What comes to your mind when you hear the word “child”? Do you relate “the child” to innocence or happiness? In other words, what image forms in your mind of the typical child?
In Keywords for Children’s Literature, the keyword “image”, according to Raymond Williams (1976), has an early meaning of “a physical figure or likeness”. However, a secondary meaning was developed around sets of ideas or “mental conceptions, including…seeing what does not exist as well as what is not plainly visible” (116). Further, the essay states that in order to create a likeness of “the child”, one must activate a mutable image, and test it to see if it contradicts or coincides with the commonly held beliefs among members of an organization (117). Lauren Berlant, for example, indicts the image of the child (specifically in infant form) as a symbol of vulnerability and innocence in her work The Queen of America Goes to Washington City (1997).

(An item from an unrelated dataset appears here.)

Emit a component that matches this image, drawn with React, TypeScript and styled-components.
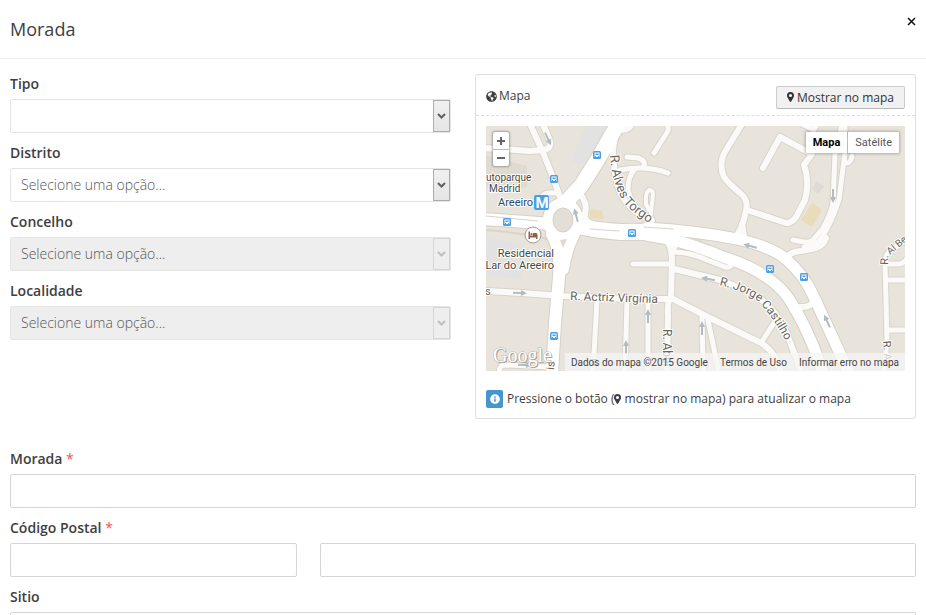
import React from "react";
import styled, { createGlobalStyle } from "styled-components";
import { FaInfoCircle, FaGlobeAmericas } from "react-icons/fa";

const GlobalStyle = createGlobalStyle`
  * { box-sizing: border-box; }
  body { margin: 0; background: #fff; color: #3e3e3e; font: 14px/20px "Open Sans", sans-serif; }
  input, select, button { font-family: inherit; }
`;

const Dialog = styled.main`
  height: 100vh;
  overflow-y: auto;
  scrollbar-width: none;
`;

const Header = styled.header`
  display: flex;
  justify-content: space-between;
  align-items: flex-start;
  padding: 14px 9px 14px 10px;
  border-bottom: 1px solid #eee;
`;

const Title = styled.h1`
  margin: 0;
  font-size: 18px;
  line-height: 30px;
  font-weight: 400;
`;

const CloseButton = styled.button`
  display: flex;
  margin: 2px 0 0;
  padding: 1px;
  border: 0;
  background: none;
  color: #111;
  cursor: pointer;
`;

const Form = styled.form`
  padding: 15px 10px 20px;
`;

const Columns = styled.div`
  display: grid;
  grid-template-columns: 1fr 1fr;
  align-items: start;
  gap: 24px;
  margin-bottom: 30px;
`;

const Field = styled.div`
  margin-bottom: 10px;
`;

const Label = styled.label`
  display: block;
  margin-bottom: 5px;
  font-weight: 600;
`;

const Required = styled.span`
  color: #f0524f;
  font-weight: 400;
`;

const TextBox = styled.input`
  display: block;
  width: 100%;
  height: 34px;
  padding: 0 10px;
  border: 1px solid #d5d5d5;
  border-radius: 2px;
  font-size: 14px;
  color: #555;
`;

const PostalRow = styled.div`
  display: grid;
  grid-template-columns: 13fr 27fr;
  gap: 23px;
`;

const SelectWrap = styled.div`
  position: relative;
`;

const Select = styled.select`
  display: block;
  width: 100%;
  height: 34px;
  padding: 0 28px 2px 10px;
  border: 1px solid #e5e5e5;
  border-radius: 2px;
  appearance: none;
  background: #fff;
  color: #555;
  font-size: 14px;
  font-weight: 300;
  opacity: 1;
  &:disabled { background: #eee; }
`;

const Arrow = styled.span<{ $disabled?: boolean }>`
  position: absolute;
  top: 1px;
  right: 1px;
  bottom: 1px;
  width: 17px;
  display: flex;
  align-items: center;
  justify-content: center;
  pointer-events: none;
  border: 1px solid ${(p) => (p.$disabled ? "#d6d6d6" : "#acacac")};
  background: ${(p) => (p.$disabled ? "#eee" : "linear-gradient(#f0f0f0, #e5e5e5)")};
  color: ${(p) => (p.$disabled ? "#bfbfbf" : "#606060")};
`;

const Panel = styled.section`
  border: 1px solid #ddd;
  border-radius: 3px;
  font-size: 12px;
`;

const PanelHeader = styled.div`
  display: flex;
  align-items: center;
  justify-content: space-between;
  height: 41px;
  padding: 4px 10px 0;
  border-bottom: 1px dashed #ddd;
`;

const PanelTitle = styled.h2`
  display: flex;
  align-items: center;
  gap: 2px;
  margin: 0 0 2px;
  font-size: 12px;
  font-weight: 400;
`;

const ShowButton = styled.button`
  display: flex;
  align-items: center;
  gap: 3px;
  height: 23px;
  padding: 0 10px;
  border: 1px solid #ccc;
  border-bottom-color: #b8b8b8;
  border-radius: 2px;
  background: #f1f1f1;
  color: #333;
  font-size: 12px;
`;

const MapBox = styled.div`
  position: relative;
  height: 245px;
  margin: 10px;
  overflow: hidden;
  background: #e8e4dc;
  font-family: Roboto, sans-serif;
`;

const MapArt = styled.svg`
  display: block;
  width: 100%;
  height: 100%;
`;

const ZoomControl = styled.div`
  position: absolute;
  top: 6px;
  left: 7px;
  display: flex;
  flex-direction: column;
  width: 16px;
  background: #fff;
  border-radius: 2px;
  box-shadow: 0 0 2px 1px rgba(0, 0, 0, 0.3);
`;

const ZoomButton = styled.button`
  display: flex;
  align-items: center;
  justify-content: center;
  height: 17px;
  padding: 0;
  border: 0;
  background: none;
  color: #666;
  & + & { border-top: 1px solid #bbb; }
`;

const TypeControl = styled.div`
  position: absolute;
  top: 6px;
  right: 6px;
  display: flex;
  background: #fff;
  border-radius: 1px;
  box-shadow: 0 0 3px 1px rgba(0, 0, 0, 0.25);
`;

const TypeButton = styled.button<{ $active?: boolean }>`
  height: 21px;
  padding: 0 7px;
  border: 0;
  background: none;
  color: ${(p) => (p.$active ? "#000" : "#565656")};
  font-size: 11px;
  font-weight: ${(p) => (p.$active ? 700 : 400)};
  & + & { border-left: 1px solid #bbb; }
`;

const Attribution = styled.div`
  position: absolute;
  right: 0;
  bottom: 0;
  display: flex;
  gap: 12px;
  height: 18px;
  padding: 1px 6px 0;
  background: rgba(245, 245, 245, 0.75);
  color: #444;
  font-size: 10px;
  line-height: 18px;
  white-space: nowrap;
`;

const TermsLink = styled.a`
  color: inherit;
  text-decoration: none;
`;

const Hint = styled.p`
  display: flex;
  align-items: center;
  gap: 4px;
  margin: 19px 10px 10px;
  line-height: 18px;
`;

const HintIcon = styled.span`
  display: flex;
  align-items: center;
  justify-content: center;
  width: 17px;
  height: 18px;
  border-radius: 2px;
  background: #4596cc;
  color: #fff;
`;

const PinIcon = styled.svg`
  width: 7px;
  height: 10px;
  fill: currentColor;
  vertical-align: -1px;
`;

function Pin() {
  return (
    <PinIcon viewBox="0 0 7 10" aria-hidden="true">
      <path fillRule="evenodd" d="M3.500 0A3.500 3.500 0 0 1 7 3.500Q7 4.500 6.600 5.200L4.200 9.600Q3.500 10.300 2.800 9.600L0.400 5.200Q0 4.500 0 3.500A3.500 3.500 0 0 1 3.500 0ZM3.500 1.900A1.600 1.600 0 1 0 3.500 5.100A1.600 1.600 0 1 0 3.500 1.900Z" />
    </PinIcon>
  );
}

type Road = { d: string; w: number };

const streets: Road[] = [
  { d: "M44 -2L56 24L68 54L75 74", w: 6 },
  { d: "M-2 22L44 25L58 24Q66 22 64 15L57 -2", w: 6 },
  { d: "M56 70Q60 66 70 67", w: 5 },
  { d: "M94 68Q102 77 99 88Q97 95 107 98", w: 6 },
  { d: "M146 -2Q142 6 130 3M129 10L127 24Q128 61 140 76Q150 89 166 94", w: 6 },
  { d: "M181 -2Q184 4 180 8L168 27", w: 5 },
  { d: "M141 31L152 32Q160 34 158 41M134 44Q160 39 182 47M149 43Q142 50 142 64Q145 77 152 83", w: 5 },
  { d: "M164 97L167 68Q167 64 163 64Q159 67 160 78L163 84", w: 4 },
  { d: "M256 -2L240 24Q232 37 238 51Q242 57 254 67Q263 74 260 85L256 100L249 113M256 98L259 115", w: 6 },
  { d: "M261 84L300 97Q306 97 310 91L319 74Q324 55 318 39L326 28L294 11L277 42", w: 6 },
  { d: "M316 -2L328 4L331 -2", w: 5 },
  { d: "M356 -2L349 28L347 77Q345 87 337 102L327 114Q324 118 307 114", w: 5 },
  { d: "M359 -2L359 26L353 74Q345 98 336 111Q332 119 318 121", w: 5 },
  { d: "M366 30Q365 38 359 37", w: 5 },
  { d: "M299 134Q302 126 315 125L330 122Q338 119 340 112", w: 6 },
  { d: "M314 181Q325 182 328 174", w: 6 },
  { d: "M-2 165L36 167L76 170L144 173L184 173", w: 6 },
  { d: "M111 173L107 247M141 174L139 247M162 174L162 247", w: 5 },
  { d: "M147 138L186 138", w: 5 },
  { d: "M178 112Q186 118 186 135L185 171Q181 175 182 190L181 247M196 114Q187 118 186 128", w: 6 },
  { d: "M188 126Q204 126 221 134L239 141Q245 142 248 136", w: 5 },
  { d: "M188 143L234 154L262 165Q288 178 301 208L316 247", w: 6 },
  { d: "M185 172L224 192L275 217Q290 226 295 247", w: 6 },
  { d: "M216 190L217 247M222 194L233 247M275 217L291 192", w: 5 },
  { d: "M14 247Q12 239 20 239L64 241", w: 5 },
  { d: "M425 110L402 127Q399 130 399 137L401 214L398 247M399 138L413 138Q419 137 421 132M401 154L422 154M401 204L422 204", w: 5 },
];

const avenues: Road[] = [
  { d: "M133 -4L112 33L95 60L80 76", w: 15 },
  { d: "M-2 93L40 96L66 98", w: 12 },
  { d: "M85 97Q95 103 135 106Q165 105 187 109", w: 16 },
  { d: "M160 102Q210 105 251 113Q287 121 301 134Q318 149 327 169L364 249", w: 11 },
  { d: "M160 109Q205 116 234 130Q281 144 301 170Q321 199 338 249", w: 11 },
  { d: "M66 108Q75 125 73 151L69 197L66 248M88 108Q80 123 77 143", w: 12 },
];

const buses = [[111, 29], [68, 53], [21, 96], [146, 107], [284, 143], [318, 151], [68, 210]];

const arrows = [
  [62, 13, 155], [90, 89, -15], [347, 70, 180], [264, 120, -75], [222, 153, -80],
  [341, 195, -25], [34, 167, 93], [162, 190, 0], [216, 202, 0], [140, 221, 0], [39, 239, 92],
];

function CityMap() {
  return (
    <MapArt viewBox="0 0 419 245" preserveAspectRatio="xMidYMid slice" role="img" aria-label="Mapa">
      <rect width="419" height="245" fill="#e8e4dc" />
      <path d="M100 0H122L98 39L85 35Z M0 112L36 118V153L0 149Z" fill="#e2e2e3" />
      <path d="M0 29L41 40V60L24 68L0 61Z" fill="#dfdbd3" />
      <path d="M330 55L338 60L332 68L326 63Z" fill="#dedad5" />
      <path d="M326 77L336 84L326 101L315 94Z M104 83L116 85L118 93L104 92Z" fill="#e8dcb9" />
      <g fill="none" strokeLinecap="round" strokeLinejoin="round">
        <path d="M0 104Q38 107 61 113" stroke="#d9d5cb" strokeWidth="2" />
        {streets.map((r) => <path key={r.d} d={r.d} stroke="#d8d4ca" strokeWidth={r.w + 2} />)}
        {avenues.map((r) => <path key={r.d} d={r.d} stroke="#d5d1c6" strokeWidth={r.w + 2} />)}
        <ellipse cx="77" cy="94" rx="15" ry="17" stroke="#d5d1c6" strokeWidth="12" />
        {streets.map((r) => <path key={r.d} d={r.d} stroke="#fbfaf8" strokeWidth={r.w} />)}
        {avenues.map((r) => <path key={r.d} d={r.d} stroke="#fff" strokeWidth={r.w} />)}
        <ellipse cx="77" cy="94" rx="15" ry="17" stroke="#fff" strokeWidth="10" />
        <path d="M0 90L52 95M158 101L187 103M104 103L133 105" stroke="#d8d4ca" strokeWidth="1" />
      </g>
      <ellipse cx="77" cy="94" rx="10" ry="12" fill="#e3dfd7" stroke="#d5d1c6" />
      <path d="M74 114L81 113L77 122Z M202 112L213 113L226 121Z" fill="#ddd9d0" />

      {arrows.map(([x, y, a]) => (
        <path key={`${x}-${y}`} transform={`translate(${x} ${y}) rotate(${a})`} d="M0 -7L-3 -1H-1V7H1V-1H3Z" fill="#b3bbc2" />
      ))}
      {buses.map(([x, y]) => (
        <g key={`${x}-${y}`} transform={`translate(${x} ${y})`}>
          <rect x="-4" y="-4" width="8" height="8" rx="1.5" fill="#4a9fe8" />
          <path d="M-2.5 -2.5H2.5V2H-2.5Z" fill="#fff" />
          <path d="M-1.5 -1.5H1.5V0H-1.5Z M-2 1H-1V2H-2Z M1 1H2V2H1Z" fill="#4a9fe8" />
        </g>
      ))}

      <rect x="48" y="69" width="15" height="15" rx="2" fill="#4a9fe8" />
      <text x="56" y="82" textAnchor="middle" fontFamily="Roboto, sans-serif" fontSize="15" fontWeight="700" fill="#fff">M</text>
      <circle cx="47" cy="109" r="8" fill="#fff" stroke="#a5998f" strokeWidth="1" />
      <path d="M42.5 105.5H44V109.5H47V107H50Q51.5 107 51.5 109V113H50V111.5H44V113H42.5Z" fill="#8d6242" />
      <circle cx="45.5" cy="108" r="1.1" fill="#8d6242" />

      <g fontFamily="Roboto, sans-serif" fontSize="11" fill="#4b4640" stroke="#fff" strokeWidth="2" strokeLinejoin="round" paintOrder="stroke">
        <text x="0" y="55" fontSize="10">utoparque</text>
        <text x="3" y="66" fontSize="10">Madrid</text>
        <text x="12" y="80" fill="#214a7a">Areeiro</text>
        <text x="68" y="131" textAnchor="end">Residencial</text>
        <text x="68" y="143" textAnchor="end">Lar do Areeiro</text>
      </g>
      <defs>
        <path id="alves" d="M124 29Q126 60 139 78Q147 87 172 103" />
        <path id="castilho" d="M233 159Q261 166 272 175Q288 191 307 229" />
      </defs>
      <g fontFamily="Roboto, sans-serif" fontSize="12" fill="#69645c" stroke="#fff" strokeWidth="2" strokeLinejoin="round" paintOrder="stroke">
        <text fontSize="13"><textPath href="#alves">R. Alves Torgo</textPath></text>
        <text><textPath href="#castilho">R. Jorge Castilho</textPath></text>
        <text x="84" y="174" transform="rotate(2 84 174)">R. Actriz Virgínia</text>
        <text x="-1" y="169" fontSize="11">s</text>
        <text transform="translate(177 203) rotate(90)" fontSize="12">R. Abel</text>
        <text transform="translate(397 215) rotate(86)" fontSize="11">R. Al</text>
        <text transform="translate(402 139) rotate(-88)" fontSize="11">R.</text>
        <text transform="translate(404 129) rotate(-40)" fontSize="10">Al Be</text>
        <text transform="translate(68 244) rotate(-86)" fontSize="11">is</text>
        <text transform="translate(111 240) rotate(-88)" fontSize="10">el</text>
      </g>
      <g fontFamily="'Liberation Serif', serif" fontSize="20">
        <text x="8" y="237" fill="#98948d">Google</text>
        <text x="7" y="236" fill="#fff" stroke="#bab6ae" strokeWidth="1" paintOrder="stroke">Google</text>
      </g>
    </MapArt>
  );
}

type SelectFieldProps = { id: string; label: string; placeholder?: string; disabled?: boolean };

function SelectField({ id, label, placeholder = "", disabled }: SelectFieldProps) {
  return (
    <Field>
      <Label htmlFor={id}>{label}</Label>
      <SelectWrap>
        <Select id={id} disabled={disabled}>
          <option>{placeholder}</option>
        </Select>
        <Arrow $disabled={disabled}>
          <svg width="9" height="7" viewBox="0 0 9 7" fill="none" stroke="currentColor" strokeWidth="2">
            <path d="M1 1L4.500 4.500L8 1" />
          </svg>
        </Arrow>
      </SelectWrap>
    </Field>
  );
}

export default function App() {
  return (
    <>
      <GlobalStyle />
      <Dialog>
        <Header>
          <Title>Morada</Title>
          <CloseButton type="button" aria-label="Fechar">
            <svg width="9" height="9" viewBox="0 0 9 9" stroke="currentColor" strokeWidth="1.500">
              <path d="M1 1L8 8M8 1L1 8" />
            </svg>
          </CloseButton>
        </Header>
        <Form>
          <Columns>
            <div>
              <SelectField id="tipo" label="Tipo" />
              <SelectField id="distrito" label="Distrito" placeholder="Selecione uma opção..." />
              <SelectField id="concelho" label="Concelho" placeholder="Selecione uma opção..." disabled />
              <SelectField id="localidade" label="Localidade" placeholder="Selecione uma opção..." disabled />
            </div>
            <Panel>
              <PanelHeader>
                <PanelTitle><FaGlobeAmericas size={11} />Mapa</PanelTitle>
                <ShowButton type="button"><Pin />Mostrar no mapa</ShowButton>
              </PanelHeader>
              <MapBox>
                <CityMap />
                <ZoomControl>
                  <ZoomButton type="button" aria-label="Aumentar">
                    <svg width="8" height="8" viewBox="0 0 8 8" fill="currentColor"><path d="M3 0H5V3H8V5H5V8H3V5H0V3H3Z" /></svg>
                  </ZoomButton>
                  <ZoomButton type="button" aria-label="Diminuir">
                    <svg width="8" height="2" viewBox="0 0 8 2" fill="currentColor"><path d="M0 0H8V2H0Z" /></svg>
                  </ZoomButton>
                </ZoomControl>
                <TypeControl>
                  <TypeButton type="button" $active>Mapa</TypeButton>
                  <TypeButton type="button">Satélite</TypeButton>
                </TypeControl>
                <Attribution>
                  <span>Dados do mapa ©2015 Google</span>
                  <TermsLink href="#termos">Termos de Uso</TermsLink>
                  <TermsLink href="#erro">Informar erro no mapa</TermsLink>
                </Attribution>
              </MapBox>
              <Hint>
                <HintIcon><FaInfoCircle size={10} /></HintIcon>
                <span>Pressione o botão (<Pin /> mostrar no mapa) para atualizar o mapa</span>
              </Hint>
            </Panel>
          </Columns>
          <Field>
            <Label htmlFor="morada">Morada <Required>*</Required></Label>
            <TextBox id="morada" type="text" required />
          </Field>
          <Field>
            <Label htmlFor="codigo">Código Postal <Required>*</Required></Label>
            <PostalRow>
              <TextBox id="codigo" type="text" required />
              <TextBox type="text" aria-label="Localidade postal" />
            </PostalRow>
          </Field>
          <Field>
            <Label htmlFor="sitio">Sitio</Label>
            <TextBox id="sitio" type="text" />
          </Field>
        </Form>
      </Dialog>
    </>
  );
}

In other words, she indicts the infant child as a national political image.
In the 1990s children’s series Teletubbies, the very first thing we see at the start of each episode is the sun rising in the sky, but the sun has a smiling, laughing baby in the center of it. In Teletubbies, the child is represented as a symbol of innocence, as Berlant stated in Keywords. The baby is always happy and smiling, observing everything going on down below. The “Sun Baby” is depicted as completely innocent without a single care in the entire world. The sun baby creates a national image of childhood that activates the idea of the typical child as innocent and happy, with no problems to worry about.
Although this iconic image depicts “the child” as innocent, it fails to depict another characteristic of childhood as mentioned by Berlant: vulnerability (117). The national image of childhood as innocent hides the fact that children can also be vulnerable to anything, for example, sexual violence. In Toni Morrison’s novel The Bluest Eye, one of the main characters, Pecola, is raped and impregnated by her own father and has no say in the matter because she is simply a child. In the novel, Pecola is facing judgment from others – many say that she is the one to blame because she let it happen. The problem is, she couldn’t control the situation because she is only a child – children have no power over adults. Pecola being raped depicts “the child” as vulnerable to these terrible events and contradicts the national idea of childhood as innocent and care-free.
Teletubbies and The Bluest Eye depict very different images of “the child”: one being completely innocent and constantly happy, and the other being vulnerable to a variety of common problems in the world, resulting in negative consequences. The figure of the child in The Bluest Eye contradicts a national imaginary of the child as seen in the sun baby on Teletubbies.